- Associated Press - Sunday, August 21, 2016

CLEVELAND (AP) - Marcus Stroman wanted to stay in the game after throwing his 100th pitch. Blue Jays manager John Gibbons didn’t agree - and paid dearly for it.

Brett Cecil gave up a two-run homer to Jose Ramirez with two out in the eighth inning, allowing the Cleveland Indians to beat Toronto 3-2 in their series finale Sunday afternoon.

The Blue Jays maintained their one-half game lead over Boston in the AL East, but lost twice in their three-game showdown with AL Central-leading Cleveland.
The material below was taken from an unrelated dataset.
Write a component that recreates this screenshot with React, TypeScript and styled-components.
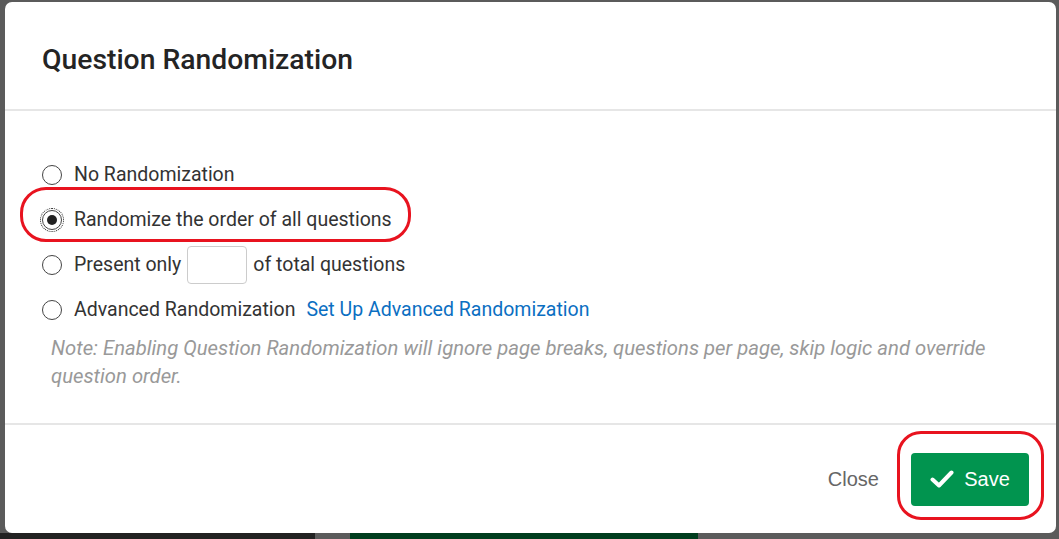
import React from "react";
import styled, { createGlobalStyle } from "styled-components";

const Global = createGlobalStyle`
  html, body { margin: 0; padding: 0; }
  body {
    background: #5b5b5b;
    font-family: Roboto, "Noto Sans", sans-serif;
    width: 1059px;
    height: 539px;
    overflow: hidden;
  }
`;

const Backdrop = styled.div`
  position: relative;
  width: 1059px;
  height: 539px;
  padding: 2px 3px 0 5px;
  box-sizing: border-box;
`;

const BottomStrip = styled.div`
  position: absolute;
  left: 0;
  right: 0;
  bottom: 0;
  height: 6px;
  display: flex;
`;

const StripPart = styled.div<{ $w: number; $c: string }>`
  width: ${(p) => p.$w}px;
  background: ${(p) => p.$c};
`;

const Modal = styled.div`
  position: relative;
  z-index: 1;
  width: 1051px;
  height: 531px;
  background: #fff;
  border-radius: 7px;
  display: flex;
  flex-direction: column;
`;

const Header = styled.div`
  height: 109px;
  border-bottom: 2px solid #e6e6e6;
  display: flex;
  align-items: center;
  padding-left: 37px;
  padding-top: 7px;
  box-sizing: border-box;
`;

const Title = styled.h1`
  margin: 0;
  font-size: 28.3px;
  font-weight: 500;
  color: #242424;
`;

const Body = styled.div`
  flex: 1;
  padding: 41px 0 0 37px;
  border-bottom: 2px solid #e6e6e6;
  display: flex;
  flex-direction: column;
`;

const Option = styled.label`
  display: flex;
  align-items: center;
  height: 45px;
  font-size: 19.5px;
  color: #333;
`;

const Radio = styled.span<{ $checked?: boolean }>`
  width: 20px;
  height: 20px;
  border: 1.5px solid #444;
  border-radius: 50%;
  margin-right: 12px;
  box-sizing: border-box;
  display: flex;
  align-items: center;
  justify-content: center;
  &::after {
    content: "";
    display: ${(p) => (p.$checked ? "block" : "none")};
    width: 10px;
    height: 10px;
    border-radius: 50%;
    background: #222;
  }
  ${(p) => (p.$checked ? `outline: 1px dotted #222; outline-offset: 1px;` : "")}
`;

const NumberBox = styled.span`
  display: inline-block;
  width: 60px;
  height: 38px;
  border: 1px solid #ccc;
  border-radius: 4px;
  margin: 0 6px;
  box-sizing: border-box;
`;

const Link = styled.a`
  color: #0b6fc2;
  margin-left: 11px;
  text-decoration: none;
`;

const Note = styled.p`
  margin: 2px 0 0 9px;
  font-size: 20.3px;
  line-height: 28px;
  font-style: italic;
  color: #999;
  max-width: 955px;
`;

const Footer = styled.div`
  height: 108px;
  display: flex;
  align-items: center;
  justify-content: flex-end;
  padding-right: 27px;
  gap: 32px;
`;

const CloseBtn = styled.span`
  font-family: "Liberation Sans", Arial, sans-serif;
  font-size: 20px;
  color: #666;
`;

const SaveBtn = styled.button`
  width: 118px;
  height: 53px;
  border: none;
  border-radius: 4px;
  background: #01944f;
  color: #fff;
  font-family: "Liberation Sans", Arial, sans-serif;
  font-size: 20px;
  display: flex;
  align-items: center;
  justify-content: center;
  gap: 10px;
  padding: 0;
`;

const Annotation = styled.div<{ $l: number; $t: number; $w: number; $h: number; $r: number }>`
  position: absolute;
  left: ${(p) => p.$l}px;
  top: ${(p) => p.$t}px;
  width: ${(p) => p.$w}px;
  height: ${(p) => p.$h}px;
  border: 3px solid #e8131f;
  border-radius: ${(p) => p.$r}px;
  box-sizing: border-box;
  z-index: 2;
  pointer-events: none;
`;

export default function App() {
  return (
    <>
      <Global />
      <Backdrop>
        <BottomStrip>
          <StripPart $w={315} $c="#222" />
          <StripPart $w={35} $c="#5b5b5b" />
          <StripPart $w={348} $c="#003d1e" />
          <StripPart $w={361} $c="#5b5b5b" />
        </BottomStrip>
        <Modal>
          <Header>
            <Title>Question Randomization</Title>
          </Header>
          <Body>
            <Option>
              <Radio />
              No Randomization
            </Option>
            <Option>
              <Radio $checked />
              Randomize the order of all questions
            </Option>
            <Option>
              <Radio />
              Present only
              <NumberBox />
              of total questions
            </Option>
            <Option>
              <Radio />
              Advanced Randomization
              <Link>Set Up Advanced Randomization</Link>
            </Option>
            <Note>
              Note: Enabling Question Randomization will ignore page breaks, questions per page, skip logic and override question order.
            </Note>
          </Body>
          <Footer>
            <CloseBtn>Close</CloseBtn>
            <SaveBtn>
              <svg width="24" height="20" viewBox="0 0 24 20">
                <path d="M2.5 10.5 L9 16.5 L21.5 3.5" fill="none" stroke="#fff" strokeWidth="4" strokeLinecap="round" strokeLinejoin="round" />
              </svg>
              Save
            </SaveBtn>
          </Footer>
        </Modal>
        <Annotation $l={20} $t={187} $w={391} $h={55} $r={26} />
        <Annotation $l={897} $t={431} $w={147} $h={89} $r={24} />
      </Backdrop>
    </>
  );
}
Stroman worked 7 1/3 innings, striking out nine, and left with the bases empty and a 2-1 lead. Cecil entered and gave up a single to Francisco Lindor, followed by Ramirez’s 384-foot shot onto the home run porch in left.

“I worked extremely hard to get my body ready to go seven to nine innings,” the right-hander said flatly. “I felt good, but at the end of the day, we lost the game. It’s extremely frustrating. I felt fine. I felt fine.”
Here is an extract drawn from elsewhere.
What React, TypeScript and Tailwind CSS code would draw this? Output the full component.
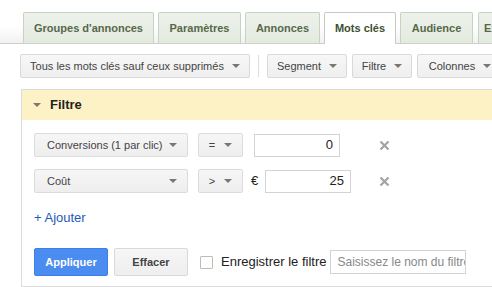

Cecil (1-7) exited the clubhouse and boarded the team bus without speaking to the media. The left-hander has allowed five homers in 26 1/3 innings and has a 5.13 ERA.

Gibbons was eager to explain why he removed Stroman, who has thrown more than 100 pitches eight times this season and has a 9-5 record.

“I thought Stroman was great, he did everything right today,” Gibbons said. “I just figured with (lefty Jason) Kipnis coming up, we could use it to our advantage and also swing their next couple of guys around at the plate. They got the best of us.”

Melvin Upton Jr. led off the third by homering off Indians starter Corey Kluber. It was his third home run since being acquired from San Diego and his 19th on the year.

AL MVP Josh Donaldson, who missed the previous two games with a jammed right thumb, extended Toronto’s lead to 2-0 later in the inning with an RBI single.

Mike Clevinger (2-1) pitched 1 1/3 innings for the win, while Cody Allen worked the ninth for his 24th save. Allen walked Donaldson and Edwin Encarnacion with two out before inducing a game-ending lineout by Russell Martin.

The series had a postseason-like atmosphere with thousands of Blue Jays fans at Progressive Field. All three games were decided by one run.

“Shout out to Canada for coming down and supporting us this weekend,” Stroman said. “The Indians are a team we’re going to be battling with down the road, so hopefully we’ll see them in the playoffs.”

Toronto went 3-3 on its six-game road trip.


Home plate umpire Ramon De Jesus called time while Encarnacion was batting in the seventh. Clevinger stepped off the rubber and was called for a balk by third base umpire Greg Gibson after time was given, and Ryan Goins trotted home from third. After a lengthy discussion, Goins was sent back to third and Clevinger struck out Encarnacion on the next pitch. “I don’t think anybody knows what went on,” Gibbons said. Indians manager Terry Francona explained, “They called a balk, but thank goodness there was a timeout. I just wanted to find out why he called it.” Gibbons didn’t think the sequence cost his team the game. “You can’t pick at that type of stuff,” he said.


Blue Jays: OF Kevin Pillar (jammed left thumb) went 4 for 5 with two RBIs at Lakeland in the first game of his rehab assignment with Single-A Dunedin. He could rejoin the Blue Jays on Tuesday.


Blue Jays: RHP R.A. Dickey opens a three-game home series against the Angels on Tuesday. Dickey has made a team-high 25 starts.

Indians: RHP Carlos Carrasco, who has a 1.97 ERA on the road, pitches at Oakland in the first game of a three-game series Monday.